Current Issues

February 24, 2017: Zika Virus Update

The Virginia Department of Health (VDH) has shared the following updated information and resources to colleges and universities in Virginia, including a Spring Break toolkit:

Zika Spring Break Toolkit
Virginia's Response to Zika
Zika Information for Travelers
Tips from the State Health Commissioner
Latest travel recommendations from the CDC

February 22, 2016: Zika Virus Update

The Virginia Department of Health (VDH) has shared the following updated information and recommendations to colleges and universities in Virginia:

Virginia Department of Health Notice with Recommendations

Virginia Department of Health Brochure about Zika Virus

February 3, 2016: Zika Virus Update


On February 2, the Dallas County Health and Human Services (DCHHS) issued a press release that it had received confirmation from the Centers for Disease Control and Prevention (CDC) of the first Zika virus case acquired through sexual transmission in Dallas County in 2016. The patient was infected with the virus after having sexual contact with an ill individual who returned from a country where Zika virus is present.

The most common symptoms of Zika virus are fever, rash, joint pain, and conjunctivitis (red eyes). The illness is usually mild with symptoms lasting several days to a week. DCHHS advises individuals with symptoms to see a healthcare provider if they have visited an area where Zika virus is present or had sexual contact with a person who traveled to an area where Zika virus is present. There is no specific medication available to treat Zika virus and there is not a vaccine. The best way to avoid Zika virus is to avoid mosquito bites and to avoid sexual contact with a person who has Zika virus.

The DCHHS director is adding condom use to its list of recommendations for avoiding contracting the virus. (View Press Release Here).

Because specific areas where Zika virus transmission is ongoing are difficult to determine and likely to change over time, CDC will update their travel notice as information becomes available. Check the CDC travel website frequently for the most up-to-date recommendations.

More information about the virus is avalable online at http://www.cdc.gov/zika/

January 28, 2016: Zika Virus

The Centers for Disease Control and Prevention (CDC) have issued Travel Health Notices regarding risk of Zika Virus transmission in parts of the Caribbean, South America, Central America, Cape Verde, Samoa and Mexico.
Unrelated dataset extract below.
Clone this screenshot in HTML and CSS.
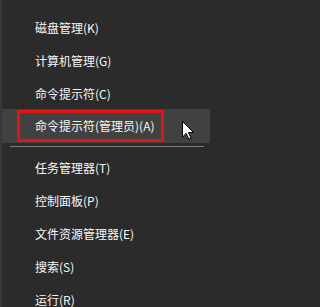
FILE: index.html
```html
<!DOCTYPE html>
<html lang="zh-CN">
<head>
<meta charset="utf-8">
<title>Win+X 菜单</title>
<link rel="stylesheet" href="styles.css">
</head>
<body>
<div class="menu">
  <div class="item first">网络连接(W)</div>
  <div class="item">磁盘管理(K)</div>
  <div class="item">计算机管理(G)</div>
  <div class="item">命令提示符(C)</div>
  <div class="item active"><span class="mark">命令提示符(管理员)(A)</span></div>
  <div class="sep"></div>
  <div class="item">任务管理器(T)</div>
  <div class="item">控制面板(P)</div>
  <div class="item">文件资源管理器(E)</div>
  <div class="item">搜索(S)</div>
  <div class="item">运行(R)</div>
</div>
<svg class="cursor" width="13" height="19" viewBox="0 0 13 19">
  <path d="M0.5 0.5 L0.5 16 L4.2 12.4 L6.8 18.2 L9 17.2 L6.5 11.5 L11.5 11.5 Z" fill="#ffffff" stroke="#000000" stroke-width="1" stroke-linejoin="miter"/>
</svg>
</body>
</html>
```
FILE: styles.css
```css
html, body {
  margin: 0;
  padding: 0;
  background: #2b2b2b;
  overflow: hidden;
}
body {
  width: 210px;
  height: 307px;
  position: relative;
  font-family: "Noto Sans CJK SC", "Noto Sans", sans-serif;
  font-size: 12px;
  color: #f7f7f7;
}
.menu {
  margin-top: -22px;
  border-left: 2px solid #383838;
  display: flex;
  flex-direction: column;
}
.item {
  height: 33px;
  display: flex;
  align-items: center;
  padding-left: 33px;
  line-height: 1;
  white-space: nowrap;
  box-sizing: border-box;
}
.item.first {
  padding-bottom: 3px;
}
.item.active {
  background: #414141;
  padding-left: 15px;
  height: 34px;
  margin-top: -1px;
  margin-bottom: 1px;
}
.mark {
  height: 26px;
  display: flex;
  align-items: center;
  border: 3px solid #e41414;
  padding: 0 5px 0 15px;
  width: 121px;
}
.sep {
  height: 1px;
  background: #7c7c7c;
  margin: 2px 6px 4px 8px;
}
.cursor {
  position: absolute;
  left: 182px;
  top: 121px;
}
```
The CDC alert is Level 2, which advises travelers to those regions to Practice Enhanced Precautions.

Because Zika virus is spread by mosquitoes, and there is no vaccine to prevent or medicine to treat Zika, CDC recommends that travelers protect themselves from mosquito bites:

  • Cover exposed skin by wearing long-sleeved shirts and long pants.
  • Use permethrin-treated clothing and gear (such as boots, pants, socks, and tents). You can buy pre-treated clothing and gear or treat them yourself.
  • Stay and sleep in screened-in or air-conditioned rooms.
  • Use EPA-registered insect repellents containing DEET, picaridin, oil of lemon eucalyptus (OLE), or IR3535. Always use as directed.
    • Pregnant and breastfeeding women can use all EPA-registered insect repellents, including DEET, according to the product label.
    • Most repellents, including DEET, can be used on children aged >2 months.

This alert follows reports in Brazil of microcephaly and other poor pregnancy outcomes in babies of mothers who were infected with Zika virus while pregnant. However, additional studies are needed to further characterize this relationship. More studies are planned to learn more about the risks of Zika virus infection during pregnancy.

Until more is known, and out of an abundance of caution, CDC recommends special precautions for pregnant women and women trying to become pregnant:

  • Pregnant women in any trimester should consider postponing travel to the areas where Zika virus transmission is ongoing. Pregnant women who must travel to one of these areas should talk to their doctor or other healthcare provider first and strictly follow steps to avoid mosquito bites during the trip.
  • Women trying to become pregnant should consult with their healthcare provider before traveling to these areas and strictly follow steps to prevent mosquito bites during the trip

Because specific areas where Zika virus transmission is ongoing are difficult to determine and likely to change over time, CDC will update this travel notice as information becomes available. Check the CDC travel website frequently for the most up-to-date recommendations.